Celebrating the 2023 Solomon Carter Fuller Day: Creating a Community of Health


The Wisconsin Alzheimer’s Disease Research Center team at the Sheraton Hotel on April 15, 2023

By Jonathan Gramling

For the past 13 years, the Wisconsin Alzheimer’s Disease Research Center has cultivated a community of health with Madison’s African American community to both promote health and ensure that African Americans are represented in Alzheimer’s research so that the treatments and someday possible cures will benefit the African American community. It has become a model for the nation.

“We get singled out from 33 centers in the U.S.,” said Dr. Carey Gleason who heads WI ADRC. “Most are in big cities where there is a greater proportion of racially-minoritized groups. And we’re succeeding and they aren’t. I won’t tell you who, but a major institution on the West Coast — a top notch research institution — just aren’t recruiting BIPOC individuals. I hear this over and over again. They’ll say, ‘We just can’t get people to come in.’ The question that always comes back to them is, ‘What are you doing to improve inclusion instead of putting back on the community member to say why they won’t come in? Why are you excluding them?’ That is what is happening. People want to be part of research. But they want to be respected too. They don’t want to feel like they are a commodity or a lab rat. They want to be a part of this process. They don’t want to feel studied. They want to feel partnered. And they want access to things that will help them and their family. You really have to have this shift in how you think.”

The correct answer to the question is, “What are you doing to empower African Americans in the research that affects African Americans?

“It’s about making sure that their voices are heard and included,” Gleason said. “Another inflection point in our process was the Black Leadership on Brain Health. It really took off when we added that group. Someone said, ‘We want to be truth tellers. We want to influence the science. We want to influence the way that the science is done.’ Again, a huge part of this is the community truth tellers and then the people in the university who respond to that. It’s a model that clearly works and it is really working on a human level in terms of responding to what people are saying. It can’t be abstract. It has to be clearly tied to conversations and concrete actions.”

And it has also meant involving African Americans in all phases of the research.
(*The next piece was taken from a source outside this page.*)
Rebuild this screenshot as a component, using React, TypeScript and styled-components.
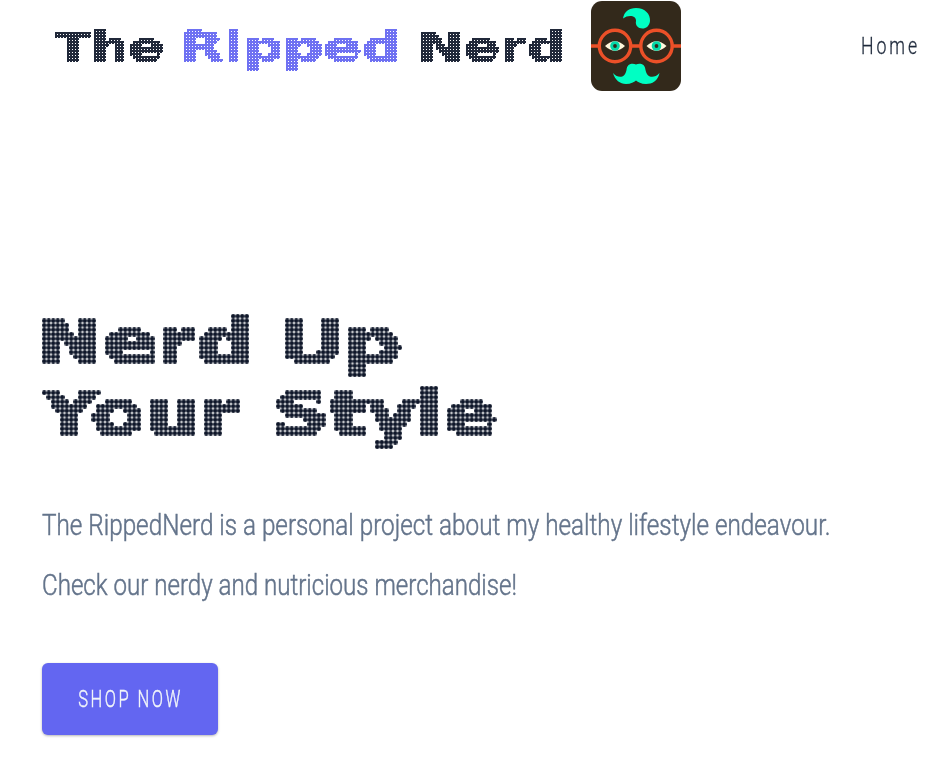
import React from "react";
import styled, { createGlobalStyle } from "styled-components";

const GlobalStyle = createGlobalStyle`
  *, *::before, *::after { box-sizing: border-box; }
  body { margin: 0; background: #fff; font-family: Roboto, "Liberation Sans", sans-serif; overflow: hidden; }
  h1, p { margin: 0; }
`;

const Page = styled.div`
  height: 767px;
  overflow: hidden;
  background: #fff;
`;

const Header = styled.header`
  display: flex;
  align-items: center;
  height: 92px;
  padding: 0 28px 0 55px;
`;

const Brand = styled.div`
  display: flex;
  width: 512px;
  height: 60px;
  margin: 2px 24px 0 0;
  font: 700 40px/61px "DejaVu Sans", sans-serif;
  color: #0f172a;
  -webkit-text-stroke: 1.1px currentColor;
  filter: url(#dots-small);
  mask-image: linear-gradient(90deg, #000 2px, transparent 2px), linear-gradient(#000 2px, transparent 2px);
  mask-size: 3px 3px;
  opacity: 0.92;
`;

const Word = styled.span<{ $width: number; $scale: number; $accent?: boolean }>`
  flex: none;
  width: ${(p) => p.$width}px;
  white-space: nowrap;
  transform: scaleX(${(p) => p.$scale});
  transform-origin: 0 50%;
  color: ${(p) => (p.$accent ? "#6366f1" : "#0f172a")};
`;

const Logo = styled.svg`
  flex: none;
  width: 90px;
  height: 90px;
  border-radius: 11px;
`;

const Nav = styled.nav`
  margin-left: auto;
`;

const NavLink = styled.a`
  display: block;
  width: 59px;
  font-size: 23px;
  font-weight: 300;
  letter-spacing: 3.8px;
  color: #1e293b;
  -webkit-text-stroke: 0.3px currentColor;
  white-space: nowrap;
  transform: scaleX(0.77);
  transform-origin: 0 50%;
`;

const Hero = styled.main`
  padding: 213px 42px 0;
`;

const Title = styled.h1`
  width: 468px;
  height: 153px;
  padding-top: 1px;
  font: 700 60px/72px "DejaVu Sans", sans-serif;
  color: #0f172a;
  -webkit-text-stroke: 2.4px currentColor;
  filter: url(#dots-large);
  mask-image: radial-gradient(circle at 50% 50%, #000 1.7px, transparent 2.8px);
  mask-size: 4.5px 4.5px;
`;

const TitleLine = styled.span<{ $indent: number }>`
  display: flex;
  height: 72px;
  margin-left: ${(p) => p.$indent}px;
`;

const Lead = styled.p`
  margin-top: 37px;
  font-size: 29px;
  font-weight: 300;
  line-height: 60px;
  color: #64748b;
  -webkit-text-stroke: 0.5px currentColor;
`;

const LeadLine = styled.span<{ $scale: number }>`
  display: block;
  width: max-content;
  transform: scaleX(${(p) => p.$scale});
  transform-origin: 0 50%;
`;

const ShopButton = styled.button`
  display: flex;
  align-items: center;
  justify-content: center;
  width: 176px;
  height: 72px;
  margin-top: 48px;
  padding: 2px 0 0;
  border: 0;
  border-radius: 6px;
  background: #6366f1;
  box-shadow: 0 1px 3px rgba(0, 0, 0, 0.2), 0 1px 2px rgba(0, 0, 0, 0.1);
  color: #f1f5f9;
  font: 300 23px/32px Roboto, sans-serif;
  letter-spacing: 3.4px;
  -webkit-text-stroke: 0.4px currentColor;
`;

const ButtonLabel = styled.span`
  white-space: nowrap;
  transform: scaleX(0.72);
`;

const FilterDefs = styled.svg`
  display: block;
  width: 0;
  height: 0;
`;

function DotFilter({ id, tile, points, radius }: { id: string; tile: number; points: number[]; radius: number }) {
  const cells = points.flatMap((y) => points.map((x) => ({ x, y, key: `p${x}-${y}` })));
  return (
    <filter id={id} x="0" y="0" width="1" height="1" colorInterpolationFilters="sRGB">
      {cells.map((c) => (
        <feFlood key={c.key} x={c.x} y={c.y} width="1" height="1" floodColor="#000" result={c.key} />
      ))}
      <feMerge x="0" y="0" width={tile} height={tile} result="cell">
        {cells.map((c) => (
          <feMergeNode key={c.key} in={c.key} />
        ))}
      </feMerge>
      <feTile in="cell" result="grid" />
      <feComponentTransfer in="SourceGraphic" result="solid">
        <feFuncA type="discrete" tableValues="0 1" />
      </feComponentTransfer>
      <feComposite in="solid" in2="grid" operator="in" />
      <feMorphology operator="dilate" radius={radius} />
    </filter>
  );
}

function Eye({ cx }: { cx: number }) {
  return (
    <g>
      <circle cx={cx} cy="45" r="15.7" fill="none" stroke="#ec5028" strokeWidth="3.4" />
      <path d={`M${cx - 10} 45Q${cx} 35.5 ${cx + 10} 45Q${cx} 54.5 ${cx - 10} 45Z`} fill="#fff8dc" />
      <circle cx={cx} cy="45" r="4.8" fill="#05d8a8" />
      <circle cx={cx} cy="45" r="1.9" fill="#33291b" />
    </g>
  );
}

export default function App() {
  return (
    <Page>
      <GlobalStyle />
      <Header>
        <Brand>
          <Word $width={126} $scale={1.32}>The</Word>
          <Word $width={237} $scale={1.4} $accent>Ripped</Word>
          <Word $width={147} $scale={1.35}>Nerd</Word>
        </Brand>
        <Logo viewBox="0 0 90 90" aria-label="The Ripped Nerd">
          <rect width="90" height="90" fill="#33291b" />
          <path d="M32 17.500C33 11 38 7 45 7C54 7 59.500 13 59 20C58.500 25 55 27.500 51.500 27.500C47 27.500 44 24 45 20C45.500 15 38 13 32 17.500Z" fill="#00ffc3" />
          <path d="M0 45H8M39.500 45H49.500M81 45H90" stroke="#ec5028" strokeWidth="3.6" />
          <Eye cx={24} />
          <Eye cx={65.5} />
          <path d="M45 63.500C48 62 54 62 54.500 69C56 77 63 78 68.500 72C67 80 61 83 55 83C50 83 47 81 45 79.500C43 81 40 83 35 83C29 83 24 79 22 72C27.500 78 34 77 35.500 69C36 62 42 62 45 63.500Z" fill="#00ffc3" />
        </Logo>
        <Nav>
          <NavLink>Home</NavLink>
        </Nav>
      </Header>
      <Hero>
        <Title>
          <TitleLine $indent={-5}>
            <Word $width={241} $scale={1.32}>Nerd</Word>
            <Word $width={120} $scale={1.35}>Up</Word>
          </TitleLine>
          <TitleLine $indent={0}>
            <Word $width={231} $scale={1.3}>Your</Word>
            <Word $width={230} $scale={1.3}>Style</Word>
          </TitleLine>
        </Title>
        <Lead>
          <LeadLine $scale={0.837}>The RippedNerd is a personal project about my healthy lifestyle endeavour.</LeadLine>
          <LeadLine $scale={0.831}>Check our nerdy and nutricious merchandise!</LeadLine>
        </Lead>
        <ShopButton>
          <ButtonLabel>SHOP NOW</ButtonLabel>
        </ShopButton>
      </Hero>
      <FilterDefs aria-hidden="true">
        <DotFilter id="dots-small" tile={3} points={[1]} radius={1} />
        <DotFilter id="dots-large" tile={9} points={[2, 6]} radius={2} />
      </FilterDefs>
    </Page>
  );
}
Gleason cited the work of Fabu Carter Ph.D., LaTonya Floyd, and James Bester as “truth-tellers” that has allowed the work to evolve to become more relevant to the African American community.

“Having Black Ph.D.s working on the research is a plus,” Gleason said. “But it is something that the community said. ‘What are you doing to bring people who look like us into this work?’ For me personally, I want to be a placeholder until we have people from the community to lead the science. I feel this way with my Oneida partnerships as well as the African American partnerships. That doesn’t mean you can’t have white scientists. But having leadership who has that lived experience is hugely different. I can go home at the end of the day and not think about this. Therefore it is my duty to make sure that I bring all of my energy to work to try to move systems because I can go home and fully disengage and rest from it. My colleagues can’t do that. If they have been minoritized in their life, they are also minoritized at work. But they need to be leaders in this because they bring to the work that unique lens. It’s optional to look at this data without considering its impact on a community. It’s so valuable. I can’t tell you how many times it’s influenced my thought process and my approach to the data. We’d like to think that being a scientist or looking at data is something that is agnostic; it’s something that is black and white. You just understand it. But you always bring a lens to this work.”

At the Solomon Carter Fuller Day event, there were over 200 in attendance and Gleason announced that approximately 450 people have become engaged in the research. As new therapies and treatments are discovered, this high level of engagement will ensure that the African American community will receive the benefits.

“What is really interesting right now is that we’re on the cusp of really effective therapies,” Gleason said. “Before, we basically only treated the symptoms. Now we can intervene and alter the disease pathology. But we need to intervene early. You wouldn’t wait until a person is in the advance stages to intervene. You would want to go early. It’s true that groups that are less trustful of medical centers are less likely to get identified early. And this is true for basically all BIPOC communities, people who are minoritized because they are transgender or sexual or gender minority and rural populations. You can imagine. The health care system, unfortunately, is moving towards these bimodal distribution of access where you have people with a lot of resources getting the most access and people with low resources who are cut out of these options. The only way that you are going to get the therapy is if you are identified early enough. And who gets identified?  Those people who are in these university clinics.”

With top to bottom engagement, the WI ADRC and the African American community, in partnership, are on the cusp of turning centuries of neglect around to reduce if not eliminate disparities in the incidence and treatment of Alzheimer’s disease. This will pay off for generations to come.